– Тем не менее, – Бутлеров ушел от насмешки, но голос его звучал твердо, – лично я пока не вижу для себя нужды вникать во всю эту… политику. Что до «неких событий» – так матросские бунты случались и в те времена, когда никаких ваших партий в помине не было. Уж поверьте-с…
– Партия социалистов-революционеров… – начал поручик, но вдруг замолчал, нервно сглотнул и, бросив на лейтенанта быстрый подозрительный взгляд, продолжил: – Впрочем, все это действительно несущественные детали, которые вам и впрямь знать необязательно. А суть дела предельно проста: под видом матроса на ваш корабль попытается проникнуть опасный преступник, член Боевой организации партии эсеров. И мы весьма заинтересованы в том, чтобы у него это получилось.
– Получилось? – изумленно повторил Бутлеров. – Я не ослышался? Позвольте, но мне казалось, что ваша первейшая обязанность заключается как раз в том, чтобы при первой же возможности хватать подобных субъектов?
– Сам по себе этот человек не особо важен, – снисходительно пояснил жандарм. – Для нас гораздо интереснее… и важнее проследить его связи: с кем он захочет вступить в контакт на берегу… да и на корабле тоже.
– Надеюсь, вы не ждете, что эту работу смогут выполнить офицеры флота? – осведомился лейтенант. – Не отрицаю нужности дела… однако в Морском корпусе нам преподавали навигацию и баллистику, а не филерское ремесло.
– На этот счет не извольте беспокоиться, – жандарм неожиданно заулыбался так, словно Бутлеров только что сообщил ему нечто чрезвычайно приятное. – Мы уже предприняли все потребные шаги. Вместе с указанным бутовщиком на ваш корабль также будет внедрен и наш человек. Опытный сотрудник, вполне компетентный как в своих прямых обязанностях, так и в ваших навигациях, – последнее слово поручик обозначил насмешливым оттенком. – Все, что потребуется от вас, – не обращать особо пристального внимания на, скажем так, странности в их поведении.
– Их?
– Разумеется, их.
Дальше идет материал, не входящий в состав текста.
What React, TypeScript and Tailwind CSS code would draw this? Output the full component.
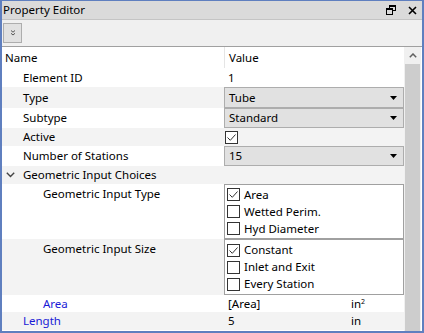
import React from "react";

const font = { fontFamily: '"Segoe UI", "Noto Sans", "Open Sans", sans-serif' };

function Arrow() {
  return (
    <svg width="7" height="4" viewBox="0 0 7 4" className="mr-[6px]">
      <path d="M0 0 H7 L3.5 4 Z" fill="#000" />
    </svg>
  );
}

function Check({ on }: { on?: boolean }) {
  return (
    <span className="w-[13px] h-[13px] border border-[#333] bg-white flex items-center justify-center shrink-0">
      {on && (
        <svg width="11" height="11" viewBox="0 0 11 11">
          <path d="M1.5 5.5 L4.3 8.3 L9.5 2.5" fill="none" stroke="#333" strokeWidth="1" />
        </svg>
      )}
    </span>
  );
}

function Dropdown({ text }: { text: string }) {
  return (
    <div className="h-full w-full border border-[#adadad] bg-[#e1e1e1] flex items-center justify-between pl-[4px]">
      <span>{text}</span>
      <Arrow />
    </div>
  );
}

function Row({
  label,
  indent,
  bg,
  h,
  children,
  blue,
  top,
}: {
  label: React.ReactNode;
  indent: number;
  bg: string;
  h: string;
  children?: React.ReactNode;
  blue?: boolean;
  top?: boolean;
}) {
  return (
    <div className={`flex ${h} ${bg}`}>
      <div
        className={`w-[222px] flex ${top ? "items-start pt-[1px]" : "items-center"} ${blue ? "text-[#1a1ad6]" : "text-black"}`}
        style={{ paddingLeft: indent }}
      >
        {label}
      </div>
      <div className="w-[180px] flex items-stretch">{children}</div>
    </div>
  );
}

function CheckList({ items }: { items: [string, boolean][] }) {
  return (
    <div className="w-full h-full border border-[#a0a0a0] bg-white flex flex-col justify-center gap-[4px] pl-[2px]">
      {items.map(([t, on]) => (
        <div key={t} className="flex items-center gap-[4px] h-[13px]">
          <Check on={on} />
          <span>{t}</span>
        </div>
      ))}
    </div>
  );
}

export default function App() {
  return (
    <div
      className="w-[424px] h-[333px] bg-white border-l-2 border-r-2 border-b-2 border-t border-[#5f7fbf] flex flex-col text-[11.5px] text-black overflow-hidden"
      style={font}
    >
      <div className="h-[19px] bg-[#dadada] border-b border-[#c4c4c4] flex items-center justify-between pl-[1px] pr-[5px]">
        <span>Property Editor</span>
        <div className="flex items-center gap-[12px]">
          <svg width="10" height="10" viewBox="0 0 10 10">
            <rect x="3.5" y="0.5" width="6" height="5" fill="none" stroke="#000" />
            <rect x="3.5" y="0.5" width="6" height="1.5" fill="#000" />
            <rect x="0.5" y="3.5" width="6" height="6" fill="#dadada" stroke="#000" />
            <rect x="0.5" y="3.5" width="6" height="1.5" fill="#000" />
          </svg>
          <svg width="9" height="9" viewBox="0 0 9 9">
            <path d="M1 1 L8 8 M8 1 L1 8" stroke="#000" strokeWidth="1.6" />
          </svg>
        </div>
      </div>
      <div className="h-[27px] bg-[#f0f0f0] border-b border-[#a0a0a0] flex items-center pl-[1px]">
        <div className="w-[19px] h-[20px] border border-[#adadad] bg-[#e1e1e1] flex items-center justify-center">
          <svg width="6" height="6" viewBox="0 0 6 6">
            <path d="M1 0.5 L3 2.2 L5 0.5 M1 3.3 L3 5 L5 3.3" fill="none" stroke="#555" strokeWidth="1" />
          </svg>
        </div>
      </div>
      <div className="flex flex-1 min-h-0">
        <div className="flex flex-col w-[402px]">
          <div className="flex h-[21px] bg-white">
            <div className="w-[222px] flex items-center pl-[3px]">Name</div>
            <div className="w-[180px] flex items-center pl-[4px] border-l border-[#e5e5e5]">Value</div>
          </div>
          <Row label="Element ID" indent={21} bg="bg-white" h="h-[19px]">
            <span className="pl-[4px] flex items-center">1</span>
          </Row>
          <Row label="Type" indent={21} bg="bg-[#f3f3f3]" h="h-[21px]">
            <Dropdown text="Tube" />
          </Row>
          <Row label="Subtype" indent={21} bg="bg-white" h="h-[20px]">
            <Dropdown text="Standard" />
          </Row>
          <Row label="Active" indent={21} bg="bg-[#f3f3f3]" h="h-[18px]">
            <span className="flex items-center pl-[1px]">
              <Check on />
            </span>
          </Row>
          <Row label="Number of Stations" indent={21} bg="bg-white" h="h-[20px]">
            <Dropdown text="15" />
          </Row>
          <Row
            label={
              <span className="flex items-center">
                <svg width="9" height="6" viewBox="0 0 9 6" className="ml-[4px] mr-[8px]">
                  <path d="M0.8 0.8 L4.5 4.5 L8.2 0.8" fill="none" stroke="#444" strokeWidth="1.4" />
                </svg>
                Geometric Input Choices
              </span>
            }
            indent={0}
            bg="bg-[#f3f3f3]"
            h="h-[18px]"
          />
          <Row label="Geometric Input Type" indent={41} bg="bg-white" h="h-[55px]" top>
            <CheckList
              items={[
                ["Area", true],
                ["Wetted Perim.", false],
                ["Hyd Diameter", false],
              ]}
            />
          </Row>
          <Row label="Geometric Input Size" indent={41} bg="bg-[#f3f3f3]" h="h-[56px]" top>
            <CheckList
              items={[
                ["Constant", true],
                ["Inlet and Exit", false],
                ["Every Station", false],
              ]}
            />
          </Row>
          <Row label="Area" indent={41} bg="bg-white" h="h-[17px]" blue>
            <div className="flex items-center w-full pl-[4px]">
              <span className="w-[123px]">[Area]</span>
              <span>
                in<sup className="text-[7px]">2</sup>
              </span>
            </div>
          </Row>
          <Row label="Length" indent={21} bg="bg-[#f3f3f3]" h="h-[18px]" blue>
            <div className="flex items-center w-full pl-[4px]">
              <span className="w-[123px]">5</span>
              <span>in</span>
            </div>
          </Row>
        </div>
        <div className="w-[17px] bg-[#f0f0f0] flex flex-col">
          <div className="h-[17px] flex items-center justify-center">
            <svg width="8" height="5" viewBox="0 0 8 5">
              <path d="M0.8 4.2 L4 1 L7.2 4.2" fill="none" stroke="#606060" strokeWidth="1.5" />
            </svg>
          </div>
          <div className="flex-1 bg-[#cdcdcd] mx-[1px]" />
        </div>
      </div>
    </div>
  );
}
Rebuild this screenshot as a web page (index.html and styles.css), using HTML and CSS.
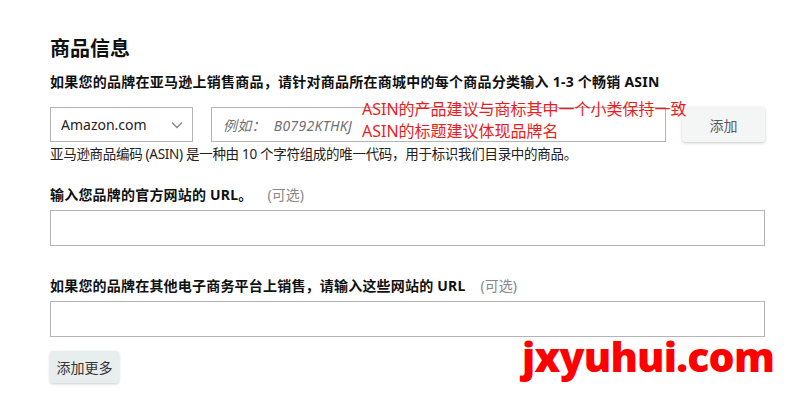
FILE: index.html
```html
<!DOCTYPE html>
<html lang="zh-CN">
<head>
<meta charset="utf-8">
<link rel="stylesheet" href="styles.css">
</head>
<body>
<div class="page">
  <h1 class="title">商品信息</h1>
  <p class="lead">如果您的品牌在亚马逊上销售商品，请针对商品所在商城中的每个商品分类输入 1-3 个畅销 ASIN</p>
  <div class="asin-row">
    <div class="select">
      <span>Amazon.com</span>
      <svg class="chev" width="12" height="8" viewBox="0 0 12 8"><polyline points="1,1.5 6,6.5 11,1.5" fill="none" stroke="#8a8a8a" stroke-width="1.4"/></svg>
    </div>
    <div class="field asin"><span class="ph">例如：&nbsp; B0792KTHKJ</span></div>
    <div class="btn add">添加</div>
    <div class="note">ASIN的产品建议与商标其中一个小类保持一致<br>ASIN的标题建议体现品牌名</div>
  </div>
  <p class="help">亚马逊商品编码 (ASIN) 是一种由 10 个字符组成的唯一代码，用于标识我们目录中的商品。</p>
  <p class="label first">输入您品牌的官方网站的 URL。<span class="opt">(可选)</span></p>
  <div class="field wide"></div>
  <p class="label second">如果您的品牌在其他电子商务平台上销售，请输入这些网站的 URL<span class="opt">(可选)</span></p>
  <div class="field wide"></div>
  <div class="btn more">添加更多</div>
  <div class="mark">jxyuhui.com</div>
</div>
</body>
</html>
```
FILE: styles.css
```css
* { box-sizing: border-box; }
html, body { margin: 0; background: #fff; }
body {
  font-family: "Noto Sans", "Noto Sans CJK SC", sans-serif;
  color: #0f1111;
  width: 788px;
  height: 399px;
  overflow: hidden;
}
.page {
  position: relative;
  padding: 34px 0 0 50px;
  width: 765px;
  height: 399px;
}
.title {
  margin: 0;
  font-size: 20px;
  line-height: 28px;
  font-weight: 700;
  font-family: "Noto Sans CJK SC", sans-serif;
}
.lead {
  margin: 10px 0 0;
  font-size: 14px;
  line-height: 20px;
  font-weight: 700;
  letter-spacing: 0.25px;
}
.asin-row {
  position: relative;
  margin-top: 15px;
  display: flex;
  align-items: flex-start;
}
.select {
  width: 143px;
  height: 35px;
  border: 1px solid #b4b4b4;
  display: flex;
  align-items: center;
  justify-content: space-between;
  padding: 0 9px 0 10px;
  font-size: 14px;
  color: #222;
}
.field {
  border: 1px solid #b4b4b4;
  background: #fff;
}
.asin {
  margin-left: 18px;
  width: 455px;
  height: 35px;
  display: flex;
  align-items: center;
  padding-left: 11px;
}
.ph {
  font-style: italic;
  color: #707070;
  font-size: 14px;
  letter-spacing: 0.3px;
}
.btn {
  display: flex;
  align-items: center;
  justify-content: center;
  border-radius: 3px;
  font-size: 14px;
}
.add {
  margin-left: 16px;
  width: 83px;
  height: 35px;
  background: #f4f6f6;
  color: #5a5a5a;
  box-shadow: 0 1px 3px rgba(0,0,0,0.22);
}
.note {
  position: absolute;
  left: 312px;
  top: -9px;
  color: #ec1c1c;
  font-size: 16px;
  line-height: 22px;
  font-family: "Noto Sans", "Noto Sans CJK SC", sans-serif;
}
.help {
  margin: 2px 0 0;
  font-size: 13.5px;
  line-height: 20px;
  color: #222;
  letter-spacing: -0.3px;
}
.label {
  margin: 0;
  font-size: 14px;
  line-height: 20px;
  font-weight: 700;
  letter-spacing: 0.2px;
}
.label.first { margin-top: 21px; }
.label.second { margin-top: 30px; }
.opt {
  font-weight: 400;
  color: #888;
  margin-left: 15px;
  letter-spacing: 0;
}
.wide {
  margin-top: 5px;
  width: 715px;
  height: 36px;
}
.more {
  margin-top: 14px;
  width: 69px;
  height: 32px;
  background: #e8eded;
  color: #333;
  box-shadow: 0 1px 3px rgba(0,0,0,0.2);
}
.mark {
  position: absolute;
  left: 522px;
  top: 331px;
  font-family: "Open Sans", "Noto Sans", sans-serif;
  font-weight: 800;
  font-size: 41px;
  line-height: 50px;
  color: #ff0000;
  letter-spacing: -0.8px;
}
```
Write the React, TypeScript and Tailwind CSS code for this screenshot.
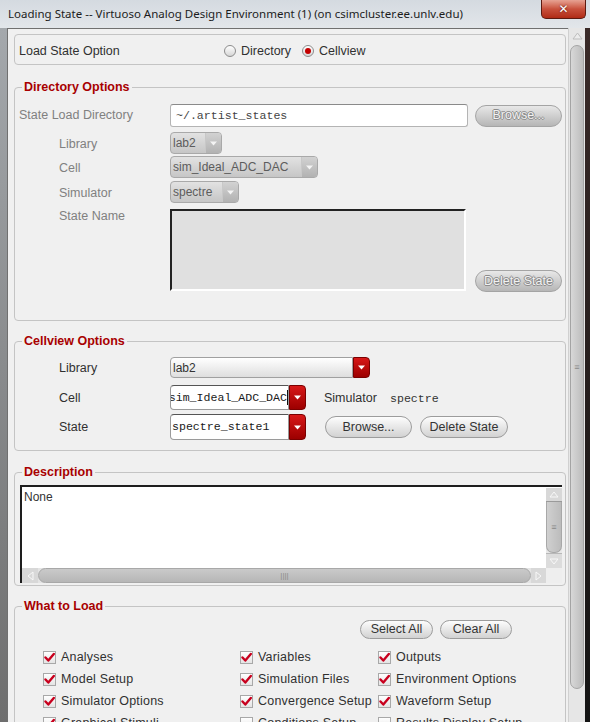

Спугнуть товарища эсера преждевременно – совершенно не в наших интересах.
– И до каких же пределов прикажете игнорировать эти самые «странности»? – раздраженно спросил Бутлеров. – Если ему, к примеру, вздумается прямо среди бела посреди палубы свою агитацию вести – тоже делать вид, будто ничего не происходит?
– До разумных, – спокойно произнес поручик. – Ибо уверен, что до подобного «примера» дело не дойдет. Наоборот, вышеупомянутый субъект будет стараться вести себя тише воды ниже травы. Они, господин лейтенант, в массе своей далеко не дураки… к сожалению. А не то работать нам было бы не в пример легче.
– Ну, допустим… – Бутлеров, не зная, что бы еще сказать, встал, прошелся по каюте, остановился перед портретом государя. – Что-нибудь еще? Этот ваш сотрудник… он будет действовать под видом кого?
– Минного унтер-офицера. Не волнуйтесь, – хмыкнул поручик, – терпеть общество жандарма на ваших собраниях вам не придется. Вас ведь именно этот аспект беспокоил? – Бутлеров промолчал. – Что ж… если других вопросов у вас нет – честь имею!
Два месяца спустя
Ветер нес клочья облаков над самыми верхушками волн. Зеленоватая пена мешалась с сизой мглой, темные тучи мчались низко, едва не касаясь верхушек мачт. Тяжелая, стеклянная вода вздымалась горными хребтами, горы сталкивались, рушились, разлетались студеными брызгами.
– Замечательная погода, не правда ли?! – Перекричать гул ветра Дмитрию Мушкетову удавалось с трудом. Грохотали океанские валы, звенели натянутые снасти, весь корпус «Манджура» скрипел и жаловался, подминая под себя неподатливые волны.
– Дмитрий, вы с ума сошли! – убежденно отозвался его старший товарищ.
За свою жизнь Владимир Афанасьевич Обручев обошел половину Азии. Он пересек пустыню Каракум, он бывал на Алтае, в Джунгарии и Монголии, он изучал лессы в Китае и переплывал Байкал. Но весь этот опыт никак не мог подготовить его к морскому путешествию на шестидесятиметровой канонерке через предзимнее Берингово море.
До этого плавания он думал, что не подвержен морской болезни.
– Этот шторм меня доконает! – крикнул он, чувствуя, как ветер срывает звуки прямо с языка и уносит куда-то в бесконечный невидимый простор. Там они, наверное, падают в воду, глохнут и уходят на дно, чтобы лечь окаменелостями в твердеющий донный ил.
– Какой шторм? – непритворно изумился Мушкетов. – Это еще не шторм! Просто свежий ветер! Если заштормит, на палубу вовсе невозможно будет выйти!